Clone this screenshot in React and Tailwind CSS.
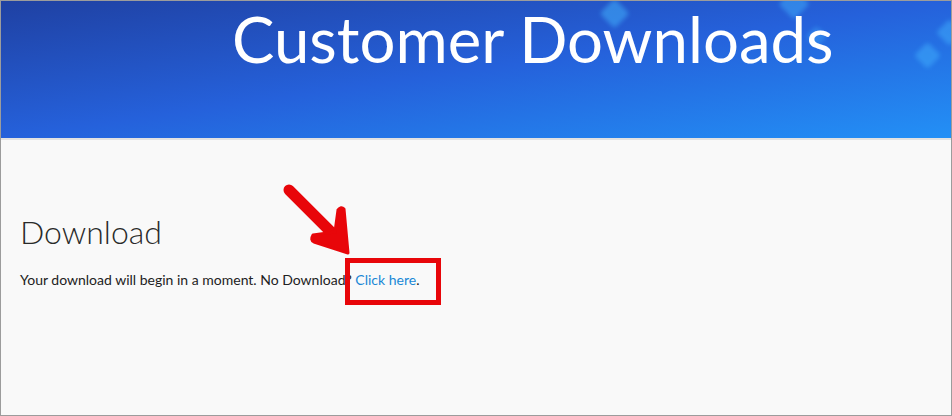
import React from "react";

const diamonds = [
  { x: 603, y: 2, s: 21, o: "opacity-50" },
  { x: 782, y: -8, s: 22, o: "opacity-45" },
  { x: 808, y: 28, s: 15, o: "opacity-35" },
  { x: 917, y: 45, s: 19, o: "opacity-45" },
  { x: 939, y: 22, s: 19, o: "opacity-45" },
];

function Header() {
  return (
    <header className="relative h-[137px] shrink-0 overflow-hidden bg-linear-to-br from-[#1f41a3] via-[#2561db] to-[#2390f6]">
      {/* floating diamonds */}
      {diamonds.map((d, i) => (
        <span
          key={i}
          className={`absolute rotate-45 rounded-[3px] bg-[#44b6ff] blur-[2px] ${d.o}`}
          style={{ left: d.x, top: d.y, width: d.s, height: d.s }}
        />
      ))}
      <h1 className="relative pl-[231px] pt-[3px] text-[63.5px] leading-[70px] font-normal text-white font-['Lato',sans-serif]">
        Customer Downloads
      </h1>
    </header>
  );
}

function Arrow() {
  return (
    <svg
      className="absolute left-[278px] top-[40px]"
      width="80"
      height="80"
      viewBox="0 0 80 80"
    >
      <line
        x1="10"
        y1="10"
        x2="62"
        y2="62"
        stroke="#e8060a"
        strokeWidth="11"
        strokeLinecap="round"
      />
      <path
        d="M69 73 L35 62 Q31 60 34 55 L56 52 L59 30 Q62 26 65 29 Z"
        fill="#e8060a"
        stroke="#e8060a"
        strokeWidth="3"
        strokeLinejoin="round"
      />
    </svg>
  );
}

export default function App() {
  return (
    <div className="w-[952px] h-[416px] flex flex-col overflow-hidden border border-[#9c9c9c] bg-[#f9f9f9] font-['Lato',sans-serif]">
      <Header />
      <div className="h-[2px] shrink-0 bg-[#e2e2e2]" />
      <main className="relative flex-1 px-[19px] pt-[72px]">
        <h2 className="text-[32px] leading-[40px] font-light text-[#2a2a2a]">
          Download
        </h2>
        <p className="mt-[18px] text-[14px] leading-[20px] text-[#222]">
          Your download will begin in a moment. No Download?{" "}
          <a href="#" className="text-[#1a88d6]">
            Click here
          </a>
          .
        </p>
        <Arrow />
        <div className="absolute left-[344px] top-[118px] w-[96px] h-[47px] border-[5px] border-[#e8060a]" />
      </main>
    </div>
  );
}
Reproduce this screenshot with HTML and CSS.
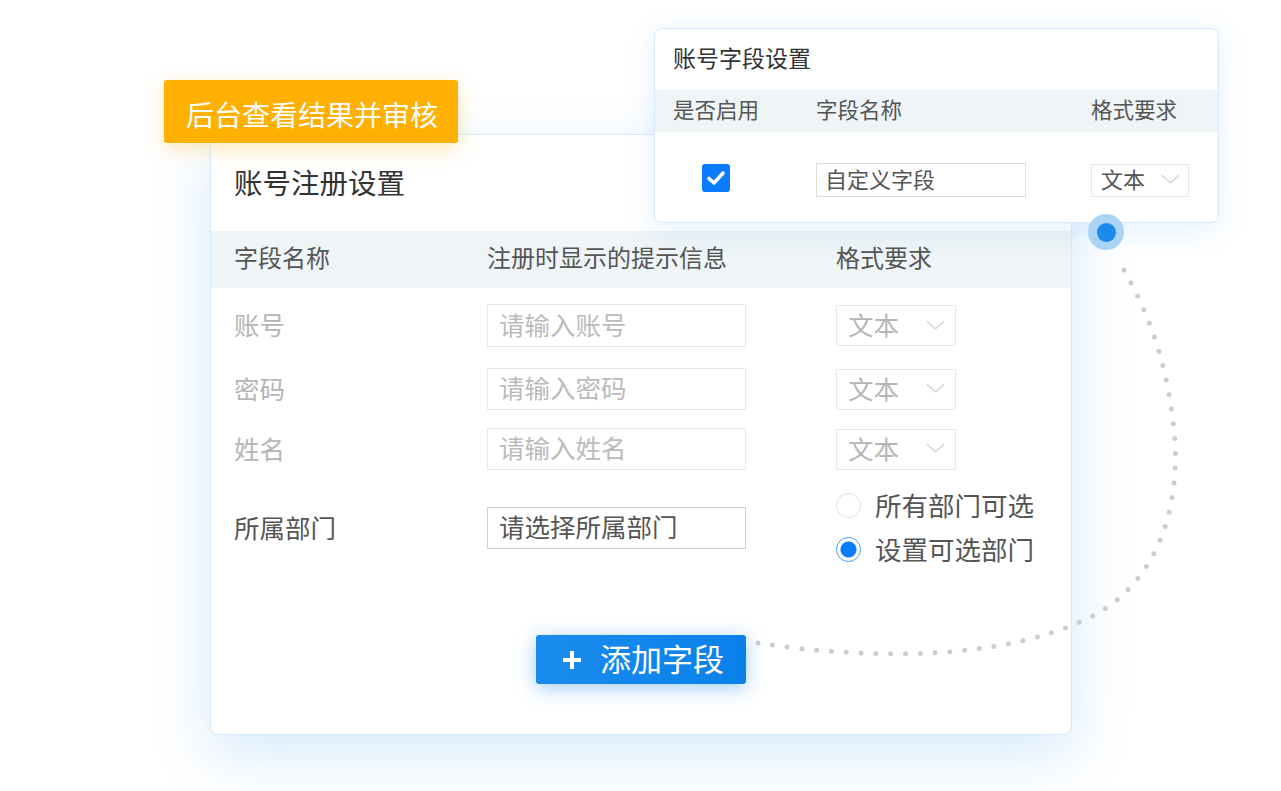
FILE: index.html
```html
<!DOCTYPE html>
<html lang="zh-CN">
<head>
    <meta charset="UTF-8">
    <meta name="viewport" content="width=device-width, initial-scale=1.0">
    <title>账号注册设置</title>
    <link rel="stylesheet" href="styles.css">
</head>
<body>
    <div class="stage">
        <!-- main registration card -->
        <div class="card reg-card">
            <div class="card-title">账号注册设置</div>
            <div class="table-head reg-grid">
                <span>字段名称</span>
                <span>注册时显示的提示信息</span>
                <span>格式要求</span>
            </div>
            <div class="reg-rows">
                <div class="reg-grid reg-row muted">
                    <span>账号</span>
                    <div class="input">请输入账号</div>
                    <div class="select">文本<svg class="chev" viewBox="0 0 20 10"><path d="M1 1 L10 9 L19 1"/></svg></div>
                </div>
                <div class="reg-grid reg-row muted">
                    <span>密码</span>
                    <div class="input">请输入密码</div>
                    <div class="select">文本<svg class="chev" viewBox="0 0 20 10"><path d="M1 1 L10 9 L19 1"/></svg></div>
                </div>
                <div class="reg-grid reg-row muted">
                    <span>姓名</span>
                    <div class="input">请输入姓名</div>
                    <div class="select">文本<svg class="chev" viewBox="0 0 20 10"><path d="M1 1 L10 9 L19 1"/></svg></div>
                </div>
                <div class="reg-grid reg-row dept">
                    <span>所属部门</span>
                    <div class="input">请选择所属部门</div>
                    <div class="radios">
                        <label class="radio"><i></i>所有部门可选</label>
                        <label class="radio on"><i></i>设置可选部门</label>
                    </div>
                </div>
            </div>
            <div class="card-foot">
                <button class="add-btn">
                    <svg viewBox="0 0 20 20"><path d="M10 1 V19 M1 10 H19"/></svg>
                    添加字段
                </button>
            </div>
        </div>

        <div class="tag">后台查看结果并审核</div>

        <!-- dotted connector -->
        <svg class="connector" viewBox="0 0 1281 791">
            <path d="M758 643 C 870 660 1010 662 1100 612 C 1168 570 1180 490 1174 430 C 1166 350 1142 300 1117 258"/>
        </svg>

        <!-- account field card -->
        <div class="card field-card">
            <div class="field-title">账号字段设置</div>
            <div class="table-head field-grid">
                <span>是否启用</span>
                <span>字段名称</span>
                <span>格式要求</span>
            </div>
            <div class="field-grid field-row">
                <span class="check">
                    <svg viewBox="0 0 28 28"><path d="M7 14.5 L12 19 L21 9"/></svg>
                </span>
                <div class="input small">自定义字段</div>
                <div class="select small">文本<svg class="chev" viewBox="0 0 20 10"><path d="M1 1 L10 9 L19 1"/></svg></div>
            </div>
        </div>

        <div class="pin"><i></i></div>
    </div>
</body>
</html>
```

FILE: styles.css
```css
html, body {
    margin: 0;
    padding: 0;
    background: #fff;
}
body {
    font-family: "Noto Sans CJK SC", "Noto Sans", sans-serif;
    color: #555;
}
.stage {
    position: relative;
    width: 1281px;
    height: 791px;
    overflow: hidden;
}
.card {
    position: absolute;
    box-sizing: border-box;
    background: #fff;
    border: 1px solid #d7e9fa;
    border-radius: 8px;
}

/* main card */
.reg-card {
    left: 210px;
    top: 134px;
    width: 862px;
    height: 601px;
    display: flex;
    flex-direction: column;
    box-shadow: 0 20px 60px rgba(30, 140, 240, 0.18);
}
.card-title {
    box-sizing: border-box;
    height: 96px;
    display: flex;
    align-items: center;
    padding: 0 0 3px 23px;
    font-size: 28.5px;
    color: #333;
}
.table-head {
    box-sizing: border-box;
    background: #eff4f7;
    align-items: center;
}
.reg-card .table-head {
    height: 57px;
    padding-bottom: 6px;
    font-size: 24px;
}
.reg-grid {
    display: grid;
    grid-template-columns: 253px 349px 1fr;
    padding-left: 23px;
}
.reg-rows {
    padding-top: 16px;
    display: flex;
    flex-direction: column;
}
.reg-row {
    align-items: center;
    min-height: 42px;
    font-size: 25.5px;
}
.reg-row > span {
    padding-bottom: 4px;
}
.reg-row.muted {
    color: #b5b5b5;
}
.reg-row:nth-child(2) {
    margin-top: 21px;
}
.reg-row:nth-child(3) {
    margin-top: 18px;
}
.reg-row.dept {
    margin-top: 16px;
    color: #555;
}
.input {
    box-sizing: border-box;
    width: 259px;
    height: 42px;
    border: 1px solid #e8e8e8;
    display: flex;
    align-items: center;
    padding: 0 0 5px 11px;
    font-size: 25.5px;
    color: #bbb;
}
.reg-row:first-child .input {
    height: 43px;
}
.dept .input {
    border-color: #cfcfcf;
    color: #555;
}
.select {
    box-sizing: border-box;
    width: 120px;
    height: 41px;
    border: 1px solid #e8e8e8;
    display: flex;
    align-items: center;
    justify-content: space-between;
    padding: 0 10px 4px 11px;
    font-size: 25.5px;
    color: #b5b5b5;
}
.chev {
    width: 19px;
    height: 10px;
    margin-top: 2px;
    fill: none;
    stroke: #d4d4d4;
    stroke-width: 1.5;
}
.radios {
    display: flex;
    flex-direction: column;
    margin-top: -4px;
}
.radio {
    height: 44px;
    display: flex;
    align-items: center;
    gap: 14px;
    font-size: 26.5px;
    color: #555;
}
.radio i {
    box-sizing: border-box;
    width: 25px;
    height: 25px;
    margin-top: 3px;
    border-radius: 50%;
    border: 1px solid #e2e2e2;
}
.radio.on i {
    border-color: #4aa0f6;
    background: radial-gradient(circle, #0a7cff 0 7.5px, #fff 8.5px);
}
.card-foot {
    flex: 1;
    display: flex;
    justify-content: center;
    padding-top: 65px;
}
.add-btn {
    box-sizing: border-box;
    width: 210px;
    height: 49px;
    border: 0;
    border-radius: 3px;
    background: linear-gradient(90deg, #1a8cee, #0a80ea);
    color: #fff;
    font-family: inherit;
    font-size: 31px;
    display: flex;
    align-items: center;
    justify-content: center;
    gap: 18px;
    padding: 0 0 4px 4px;
    box-shadow: 0 4px 20px rgba(20, 130, 235, 0.4);
    position: relative;
    z-index: 2;
}
.add-btn svg {
    width: 20px;
    height: 20px;
    margin-top: 4px;
    fill: none;
    stroke: #fff;
    stroke-width: 4;
}

/* orange tag */
.tag {
    position: absolute;
    left: 164px;
    top: 80px;
    width: 294px;
    height: 63px;
    box-sizing: border-box;
    padding: 5px 0 0 22px;
    display: flex;
    align-items: center;
    background: #ffb000;
    border-radius: 3px;
    color: #fff;
    font-size: 28px;
    box-shadow: 0 6px 20px rgba(255, 176, 0, 0.28);
}

.connector {
    position: absolute;
    left: 0;
    top: 0;
    width: 1281px;
    height: 791px;
    fill: none;
    stroke: #cdcdcd;
    stroke-width: 5;
    stroke-linecap: round;
    stroke-dasharray: 0 14.8;
}

/* account field card */
.field-card {
    left: 654px;
    top: 28px;
    width: 565px;
    height: 195px;
    box-shadow: 0 6px 30px rgba(30, 140, 240, 0.13);
}
.field-title {
    box-sizing: border-box;
    height: 61px;
    display: flex;
    align-items: center;
    padding: 0 0 6px 18px;
    font-size: 23px;
    color: #333;
}
.field-grid {
    display: grid;
    grid-template-columns: 143px 275px 1fr;
    padding-left: 18px;
}
.field-card .table-head {
    height: 42px;
    padding-bottom: 5px;
    font-size: 21.5px;
}
.field-row {
    padding-top: 31px;
    align-items: center;
}
.check {
    justify-self: start;
    margin: -4px 0 0 29px;
    width: 28px;
    height: 28px;
    border-radius: 3px;
    background: #0b7cff;
}
.check svg {
    width: 28px;
    height: 28px;
    fill: none;
    stroke: #fff;
    stroke-width: 3.6;
    stroke-linecap: round;
    stroke-linejoin: round;
}
.input.small {
    width: 210px;
    height: 34px;
    padding: 0 0 4px 8px;
    font-size: 22px;
    color: #555;
    border-color: #dedede;
}
.select.small {
    width: 98px;
    height: 33px;
    padding: 0 8px 4px 9px;
    font-size: 22px;
    color: #555;
}

.pin {
    position: absolute;
    left: 1088px;
    top: 214px;
    width: 36px;
    height: 36px;
    border-radius: 50%;
    background: #a9d4f8;
    display: flex;
    align-items: center;
    justify-content: center;
}
.pin i {
    width: 19px;
    height: 19px;
    border-radius: 50%;
    background: #1b8ae9;
}
```
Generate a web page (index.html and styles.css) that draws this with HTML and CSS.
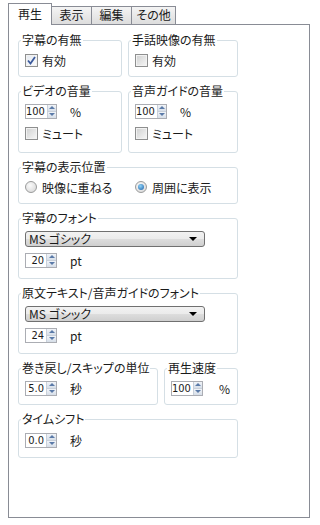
FILE: index.html
```html
<!DOCTYPE html>
<html lang="ja">
<head>
  <meta charset="UTF-8" />
  <title>設定</title>
  <link rel="stylesheet" href="styles.css">
</head>
<body>
  <div class="window">
    <div class="tabs">
      <div class="tab active">再生</div>
      <div class="tab">表示</div>
      <div class="tab">編集</div>
      <div class="tab wide">その他</div>
    </div>

    <div class="panel">
      <div class="content">

        <div class="pair">
          <fieldset class="group">
            <legend>字幕の有無</legend>
            <label class="row">
              <span class="check on">
                <svg width="9" height="9" viewBox="0 0 9 9"><path d="M1 4.5 L3.5 7.5 L8 1" fill="none" stroke="#3c5a9c" stroke-width="1.8"/></svg>
              </span>有効
            </label>
          </fieldset>
          <fieldset class="group">
            <legend>手話映像の有無</legend>
            <label class="row"><span class="check"></span>有効</label>
          </fieldset>
        </div>

        <div class="pair">
          <fieldset class="group vol">
            <legend>ビデオの音量</legend>
            <div class="row">
              <span class="spin"><span class="val">100</span><span class="btns"><i class="up"></i><i class="down"></i></span></span>
              <span class="unit">%</span>
            </div>
            <label class="row mute"><span class="check"></span>ミュート</label>
          </fieldset>
          <fieldset class="group vol">
            <legend>音声ガイドの音量</legend>
            <div class="row">
              <span class="spin"><span class="val">100</span><span class="btns"><i class="up"></i><i class="down"></i></span></span>
              <span class="unit">%</span>
            </div>
            <label class="row mute"><span class="check"></span>ミュート</label>
          </fieldset>
        </div>

        <fieldset class="group">
          <legend>字幕の表示位置</legend>
          <div class="row">
            <label class="radio-item first"><span class="radio"></span>映像に重ねる</label>
            <label class="radio-item"><span class="radio on"></span>周囲に表示</label>
          </div>
        </fieldset>

        <fieldset class="group font">
          <legend>字幕のフォント</legend>
          <div class="select">MS ゴシック<span class="caret"></span></div>
          <div class="row">
            <span class="spin"><span class="val">20</span><span class="btns"><i class="up"></i><i class="down"></i></span></span>
            <span class="unit">pt</span>
          </div>
        </fieldset>

        <fieldset class="group font">
          <legend>原文テキスト/音声ガイドのフォント</legend>
          <div class="select">MS ゴシック<span class="caret"></span></div>
          <div class="row">
            <span class="spin"><span class="val">24</span><span class="btns"><i class="up"></i><i class="down"></i></span></span>
            <span class="unit">pt</span>
          </div>
        </fieldset>

        <div class="pair skip">
          <fieldset class="group">
            <legend>巻き戻し/スキップの単位</legend>
            <div class="row">
              <span class="spin"><span class="val">5.0</span><span class="btns"><i class="up"></i><i class="down"></i></span></span>
              <span class="unit">秒</span>
            </div>
          </fieldset>
          <fieldset class="group">
            <legend>再生速度</legend>
            <div class="row">
              <span class="spin"><span class="val">100</span><span class="btns"><i class="up"></i><i class="down"></i></span></span>
              <span class="unit wide">%</span>
            </div>
          </fieldset>
        </div>

        <fieldset class="group last">
          <legend>タイムシフト</legend>
          <div class="row">
            <span class="spin"><span class="val">0.0</span><span class="btns"><i class="up"></i><i class="down"></i></span></span>
            <span class="unit">秒</span>
          </div>
        </fieldset>

      </div>
    </div>
  </div>
</body>
</html>
```

FILE: styles.css
```css
/* Basics */
* {
  box-sizing: border-box;
}
body {
  margin: 0;
  background: #fff;
  color: #1a1a1a;
  font-family: "Noto Sans CJK JP", "DejaVu Sans", sans-serif;
  font-size: 12px;
  font-feature-settings: "palt";
}

.window {
  padding: 3px 10px 0 8px;
}

/* Tabs */
.tabs {
  display: flex;
  align-items: flex-end;
  height: 21px;
  position: relative;
  z-index: 1;
}
.tab {
  width: 41px;
  height: 18px;
  margin-left: -1px;
  border: 1px solid #898c95;
  border-bottom: none;
  background: linear-gradient(#f4f4f4, #dddddd);
  text-align: center;
  line-height: 16px;
}
.tab.wide {
  width: 45px;
}
.tab.active {
  width: 44px;
  height: 22px;
  margin-left: 0;
  margin-bottom: -1px;
  background: #fff;
  line-height: 19px;
  position: relative;
  z-index: 2;
}

/* Panel */
.panel {
  height: 494px;
  border: 1px solid #898c95;
  background: #fff;
  padding: 8px 9px;
}
.content {
  width: 220px;
}

.pair {
  display: grid;
  grid-template-columns: 104px 1fr;
  gap: 6px;
}
.pair.skip {
  grid-template-columns: 140px 1fr;
}

/* Group boxes */
.group {
  margin: 0 0 7px;
  min-width: 0;
  border: 1px solid #d5dfe5;
  border-radius: 3px;
  padding: 5px 6px 8px;
}
.group legend {
  margin-left: -4px;
  padding: 0 1px;
  line-height: 14px;
  white-space: nowrap;
}
.group.vol {
  padding-bottom: 11px;
}
.group.font {
  padding-top: 6px;
  padding-bottom: 10px;
}
.group.last {
  padding-top: 6px;
  padding-bottom: 9px;
}

.row {
  display: flex;
  align-items: center;
  height: 16px;
}
.row.mute {
  margin-top: 6px;
}

/* Checkbox */
.check {
  width: 13px;
  height: 13px;
  margin-right: 4px;
  border: 1px solid #8e8f8f;
  background: linear-gradient(135deg, #cfd0d0, #f7f7f7);
  box-shadow: inset 0 0 0 1px #f2f2f2;
  display: flex;
  align-items: center;
  justify-content: center;
}
.check.on {
  background: linear-gradient(135deg, #e4e9f0, #fbfcfd);
}

/* Radio */
.radio-item {
  display: flex;
  align-items: center;
}
.radio-item.first {
  width: 110px;
}
.radio {
  width: 12px;
  height: 12px;
  margin-right: 5px;
  border: 1px solid #9a9b9b;
  border-radius: 50%;
  background: radial-gradient(circle at 40% 35%, #fafafa, #d4d4d4);
  display: flex;
  align-items: center;
  justify-content: center;
}
.radio.on::after {
  content: "";
  width: 6px;
  height: 6px;
  border-radius: 50%;
  background: radial-gradient(circle at 40% 35%, #8fd3f8, #1b5ea6);
}

/* Spinner */
.spin {
  display: flex;
  width: 32px;
  height: 15px;
  border: 1px solid #abadb3;
  background: #fff;
}
.spin .val {
  flex: 1;
  text-align: right;
  padding-right: 2px;
  font-family: "Liberation Sans Narrow", "DejaVu Sans Condensed", sans-serif;
  font-size: 11px;
  line-height: 13px;
}
.spin .btns {
  width: 10px;
  display: flex;
  flex-direction: column;
  border-left: 1px solid #c8d0da;
}
.spin .btns i {
  flex: 1;
  display: flex;
  align-items: center;
  justify-content: center;
  background: linear-gradient(#f1f4f8, #d6dee8);
}
.spin .btns i.up {
  border-bottom: 1px solid #c8d0da;
}
.spin .btns i::after {
  content: "";
  border-left: 3px solid transparent;
  border-right: 3px solid transparent;
}
.spin .btns i.up::after {
  border-bottom: 3px solid #5a7aa8;
}
.spin .btns i.down::after {
  border-top: 3px solid #5a7aa8;
}
.unit {
  margin-left: 13px;
}
.unit.wide {
  margin-left: 16px;
}

/* Dropdown */
.select {
  position: relative;
  width: 180px;
  height: 16px;
  margin-bottom: 5px;
  padding-left: 3px;
  border: 1px solid #707070;
  border-radius: 3px;
  background: linear-gradient(#f2f2f2 0%, #ebebeb 50%, #dddddd 51%, #cfcfcf 100%);
  line-height: 14px;
}
.select .caret {
  position: absolute;
  right: 7px;
  top: 5px;
  border-left: 4px solid transparent;
  border-right: 4px solid transparent;
  border-top: 4px solid #000;
}
```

[Job]:
Find how many lines of the listing include the string "styles" and give that number, nothing else.

[The solution]:
5